Я не выдержал и вступился за Серенко, объяснил обстановку. Жуков невидяще посмотрел на меня:
- Кто такой?
Он отлично знал, кто я такой. Мы встречались десятки раз и до и во время войны. Но сейчас он не узнавал меня.
- А, член Военного совета? Заступник...
Тут и я получил свою порцию.
Однако вскоре маршал остыл.
Грубость, которая в сознании многих командиров моего поколения связывается с именем маршала Жукова, не оставалась лишь его единоличной привилегией. Уверенность в своем праве оскорбить, унизить нижестоящего передавалась, как зараза. Солдафонская спесь, чуждая истинно демократической природе нашей армии, усваивалась кое-кем из командиров, порою становилась их стилем. Неприязнь Жукова к политработникам - порой вполне откровенная - объяснялась, думается мне, тем, что они в меру сил своих противодействовали самодурству таких "наполеончиков".
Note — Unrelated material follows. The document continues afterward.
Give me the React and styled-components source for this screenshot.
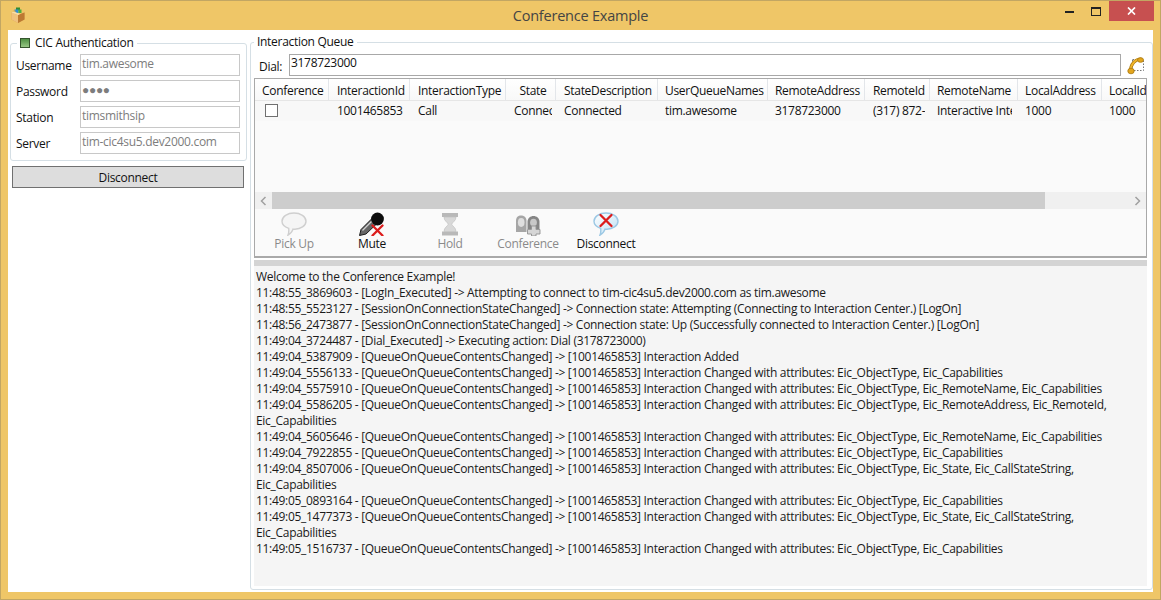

На Гетмана, на меня, на всех нас грубость Жукова действовала столь подавляюще еще и потому, что мы были "избалованы" человечным отношением к нам командования Воронежского фронта. Ватутин и Хрущев умели очень крепко спросить, потребовать. Виноватый не мог рассчитывать на их снисходительность. Но никогда не допускался тон презрительного высокомерия, не было барской привычки унижать того, кого армейская субординация лишала возможности ответить.
Я пишу обо всем этом с надеждой и откровенным назиданием. Пусть молодой офицер - а быть может, не только молодой, и не только офицер, а всякий имеющий права и власть по отношению к другим - лишний раз взвесит свои слова и свои действия: нет ли в них чего-нибудь от высокомерной бесцеремонности, от барского презрения к подчиненным. ..
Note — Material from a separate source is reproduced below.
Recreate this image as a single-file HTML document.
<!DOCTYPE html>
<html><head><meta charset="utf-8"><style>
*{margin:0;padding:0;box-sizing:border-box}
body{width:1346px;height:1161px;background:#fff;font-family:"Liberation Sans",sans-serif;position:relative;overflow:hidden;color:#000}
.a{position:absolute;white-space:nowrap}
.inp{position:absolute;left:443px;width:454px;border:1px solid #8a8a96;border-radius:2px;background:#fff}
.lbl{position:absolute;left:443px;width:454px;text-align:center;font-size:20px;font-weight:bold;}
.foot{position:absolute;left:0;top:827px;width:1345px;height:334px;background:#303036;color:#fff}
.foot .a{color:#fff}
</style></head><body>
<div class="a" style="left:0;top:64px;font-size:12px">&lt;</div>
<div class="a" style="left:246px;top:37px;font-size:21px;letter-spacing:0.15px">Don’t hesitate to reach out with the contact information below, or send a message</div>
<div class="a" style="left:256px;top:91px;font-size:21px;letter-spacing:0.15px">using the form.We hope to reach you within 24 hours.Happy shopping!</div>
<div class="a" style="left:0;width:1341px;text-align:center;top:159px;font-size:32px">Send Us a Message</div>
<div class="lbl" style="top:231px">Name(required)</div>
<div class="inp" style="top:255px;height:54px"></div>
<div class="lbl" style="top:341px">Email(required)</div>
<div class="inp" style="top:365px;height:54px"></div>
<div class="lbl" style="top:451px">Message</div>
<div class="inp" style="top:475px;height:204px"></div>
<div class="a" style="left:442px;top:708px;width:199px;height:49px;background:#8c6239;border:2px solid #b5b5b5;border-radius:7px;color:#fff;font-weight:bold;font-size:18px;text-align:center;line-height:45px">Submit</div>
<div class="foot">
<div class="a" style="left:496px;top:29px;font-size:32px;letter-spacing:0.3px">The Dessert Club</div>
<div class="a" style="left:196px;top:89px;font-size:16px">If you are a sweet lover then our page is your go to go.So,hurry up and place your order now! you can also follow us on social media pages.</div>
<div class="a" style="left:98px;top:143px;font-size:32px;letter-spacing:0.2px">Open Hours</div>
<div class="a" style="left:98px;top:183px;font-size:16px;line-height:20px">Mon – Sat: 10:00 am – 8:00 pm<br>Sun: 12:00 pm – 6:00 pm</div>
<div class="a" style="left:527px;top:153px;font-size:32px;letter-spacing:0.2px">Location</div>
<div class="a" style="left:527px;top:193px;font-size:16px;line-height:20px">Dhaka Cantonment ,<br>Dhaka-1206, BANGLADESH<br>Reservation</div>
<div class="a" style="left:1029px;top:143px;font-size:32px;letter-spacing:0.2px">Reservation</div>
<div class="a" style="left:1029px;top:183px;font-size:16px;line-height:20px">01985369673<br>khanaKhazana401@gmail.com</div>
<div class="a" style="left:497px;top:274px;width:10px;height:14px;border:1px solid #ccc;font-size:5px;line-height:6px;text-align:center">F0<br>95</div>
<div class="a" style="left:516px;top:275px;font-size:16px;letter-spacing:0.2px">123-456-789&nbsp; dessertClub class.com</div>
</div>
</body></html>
Когда Жукову надоело браниться, он приказал мне выяснить, где же бригады, посланные на помощь Леонову, и что делается у самого Леонова.
Миновав Шаровку - неприметную деревушку южнее Богодухова - я настиг танковый батальон, двигавшийся к Высокополыо. Утром немцы напали на этот батальон, подбили четыре танка. Прямым попаданием разнесло кухню; от нее остались только макароны, повисшие на деревьях.